We set off immediately to enjoy the surreal conditions before the sun turned the deep layer of weightless powder into a thick blanket of concrete. Even at 13,000’ in late February, the Indian sun wreaks havoc on south facing aspects. It was hard to believe this fact as we moved our frozen limbs uphill eagerly awaiting the sun to crest the eastern ridgeline. When the sun finally hit our surroundings, it amplified the virginity of this new medium we traveled on.
With the avalanche hazard high, we stayed to low angle terrain as we worked our way higher up the alpine basin. I ventured from a safe point onto a face slightly steeper than the previous terrain, still only about 23 degrees. About thirty feet onto the slope, there was a huge whumph that I felt and Emily heard back on the safe point. I was still unsure if the slope was steep enough to slide but the loud whumph was a disturbance from our zone of quietude that demanded attention. I dug a quick pit and found consistent results indicating an easy release of the top ten inches of snow. We were at our high point.

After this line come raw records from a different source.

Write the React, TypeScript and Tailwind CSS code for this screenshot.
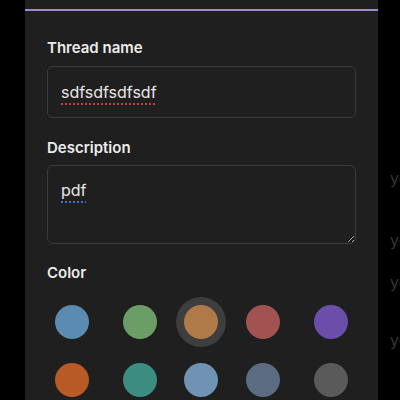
import React, { useState } from 'react';

const COLORS = [
  '#5b8bb0',
  '#6a9e66',
  '#b07a48',
  '#a35252',
  '#6b4eaa',
  '#b85a26',
  '#3d8c80',
  '#7093b3',
  '#5b6b82',
  '#5a5a5a',
];

export default function App() {
  const [name, setName] = useState('sdfsdfsdfsdf');
  const [description, setDescription] = useState('pdf');
  const [selected, setSelected] = useState(2);

  return (
    <div className="w-[400px] h-[400px] bg-black overflow-hidden flex font-['Inter',sans-serif]">
      <div className="w-[25px] shrink-0" />

      {/* Edit thread sheet */}
      <div className="w-[353px] shrink-0 bg-[#1f1f1f] flex flex-col">
        <div className="h-[9px] shrink-0" />
        <div className="h-[2px] shrink-0 bg-[#9e8ad0]" />

        <div className="px-[22px] pt-[28px] flex flex-col shrink-0">
          <label className="text-[15px] leading-[18px] font-semibold text-[#ececec]">Thread name</label>
          <div className="relative mt-[9px]">
            <input
              value={name}
              onChange={(e) => setName(e.target.value)}
              spellCheck={false}
              className="h-[52px] w-full rounded-[6px] border border-[#3b3b3b] bg-[#1f1f1f] px-[13px] text-[16px] text-[#e8e8e8] outline-none"
            />
            {/* spellcheck squiggle */}
            <span className="pointer-events-none absolute left-[14px] top-[16px] text-[16px] leading-[20px] text-transparent underline decoration-dotted decoration-[#c2413a] decoration-2 underline-offset-[5px]">
              {name}
            </span>
          </div>

          <label className="mt-[21px] text-[15px] leading-[18px] font-semibold text-[#ececec]">Description</label>
          <textarea
            value={description}
            onChange={(e) => setDescription(e.target.value)}
            spellCheck={false}
            className="mt-[8px] h-[79px] w-full rounded-[6px] border border-[#3b3b3b] bg-[#1f1f1f] px-[13px] pt-[14px] text-[16px] leading-[20px] text-[#e8e8e8] outline-none [color-scheme:dark] underline decoration-dotted decoration-[#3f6fd0] decoration-2 underline-offset-[5px]"
          />

          <label className="mt-[20px] text-[15px] leading-[18px] font-semibold text-[#ececec]">Color</label>
          <div className="mt-[15px] grid grid-cols-5 gap-y-[8px]">
            {COLORS.map((c, i) => (
              <button
                key={c}
                onClick={() => setSelected(i)}
                className={`w-[50px] h-[50px] rounded-full flex items-center justify-center ${
                  selected === i ? 'bg-[#3e3e3e]' : 'bg-transparent'
                } ${i % 5 === 0 ? 'justify-self-start' : i % 5 === 4 ? 'justify-self-end' : 'justify-self-center'}`}
              >
                <span className="w-[34px] h-[34px] rounded-full" style={{ backgroundColor: c }} />
              </button>
            ))}
          </div>
        </div>
      </div>

      {/* Messages behind the sheet */}
      <div className="ml-[12px] flex-1 overflow-hidden flex flex-col text-[16px] leading-[20px] text-[#353535] whitespace-nowrap">
        <div className="mt-[168px]">you</div>
        <div className="mt-[42px]">you</div>
        <div className="mt-[22px]">you</div>
        <div className="mt-[38px]">you</div>
      </div>
    </div>
  );
}
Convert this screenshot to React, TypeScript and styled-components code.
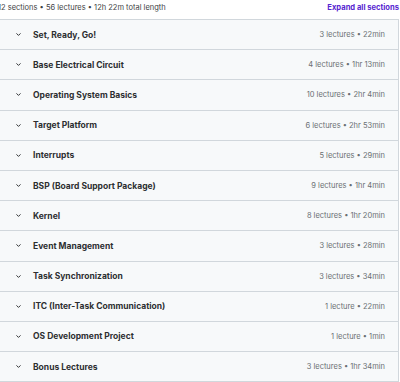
import styled, { createGlobalStyle } from "styled-components";

const GlobalStyle = createGlobalStyle`
  html, body {
    margin: 0;
    padding: 0;
    background: #ffffff;
    overflow: hidden;
  }
  * {
    box-sizing: border-box;
  }
`;

const sections = [
  { title: "Set, Ready, Go!", meta: "3 lectures • 22min" },
  { title: "Base Electrical Circuit", meta: "4 lectures • 1hr 13min" },
  { title: "Operating System Basics", meta: "10 lectures • 2hr 4min" },
  { title: "Target Platform", meta: "6 lectures • 2hr 53min" },
  { title: "Interrupts", meta: "5 lectures • 29min" },
  { title: "BSP (Board Support Package)", meta: "9 lectures • 1hr 4min" },
  { title: "Kernel", meta: "8 lectures • 1hr 20min" },
  { title: "Event Management", meta: "3 lectures • 28min" },
  { title: "Task Synchronization", meta: "3 lectures • 34min" },
  { title: "ITC (Inter-Task Communication)", meta: "1 lecture • 22min" },
  { title: "OS Development Project", meta: "1 lecture • 1min" },
  { title: "Bonus Lectures", meta: "3 lectures • 1hr 34min" },
];

const MainDiv = styled.div`
  width: 401px;
  margin-left: -2px;

  font-family: "Inter", "Liberation Sans", sans-serif;
  color: #2d2f31;

  display: flex;
  flex-direction: column;
`;

const HeaderRow = styled.div`
  height: 19px;
  padding-bottom: 4px;

  display: flex;
  justify-content: space-between;
  align-items: center;
`;

const Summary = styled.span`
  font-size: 7.5px;
  color: #3e4143;
`;

const ExpandLink = styled.span`
  font-size: 7.6px;
  font-weight: 700;
  color: #5624d0;
`;

const SectionList = styled.div`
  border: 1px solid #d1d7dc;
  border-bottom: none;

  display: flex;
  flex-direction: column;
`;

const SectionRow = styled.div`
  height: 30.2px;
  padding: 0 13px 0 16px;

  background-color: #f7f9fa;
  border-bottom: 1px solid #d1d7dc;

  display: flex;
  align-items: center;
`;

const Chevron = styled.svg`
  width: 7px;
  height: 7px;
  margin-right: 11px;
  flex-shrink: 0;
`;

const Title = styled.span`
  flex: 1;

  font-size: 8.5px;
  font-weight: 700;
  color: #2d2f31;
`;

const Meta = styled.span`
  font-size: 7.5px;
  color: #6a6f73;
`;

const App = () => {
  return (
    <>
      <GlobalStyle />
      <MainDiv>
        <HeaderRow>
          <Summary>12 sections • 56 lectures • 12h 22m total length</Summary>
          <ExpandLink>Expand all sections</ExpandLink>
        </HeaderRow>
        <SectionList>
          {sections.map((section) => (
            <SectionRow key={section.title}>
              <Chevron viewBox="0 0 10 10">
                <path
                  d="M2.5 3.8 L5 6.3 L7.5 3.8"
                  fill="none"
                  stroke="#2d2f31"
                  strokeWidth="1.4"
                  strokeLinecap="round"
                  strokeLinejoin="round"
                />
              </Chevron>
              <Title>{section.title}</Title>
              <Meta>{section.meta}</Meta>
            </SectionRow>
          ))}
        </SectionList>
      </MainDiv>
    </>
  );
};

export default App;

Even though the terrain back to camp was fairly mellow, the low density snowfall allowed for high speed turns in effortless powder. As Emily took off down the hill, each turn emitted a long rooster tail that lingered in the air seconds afterward. We cherished the hero conditions back to camp. Looking back up at our tracks amongst vast amounts of whiteness, we shared permagrins and uncontrollable bursts of laughter. It was an easy decision to skin up and enjoy another lap of bliss.
Back at camp as we dried our gear and refueled, my adrenaline diminished and my body reminded me I was sick. We filled the packs and descended to the road.
We found a taxi back to Solang and as we wound our way down the switchbacks, I relished in what was one of the most memorable trips of my life: most of which was quite miserable, some of which was pure ecstasy, and that tiny bit of which was simultaneously both.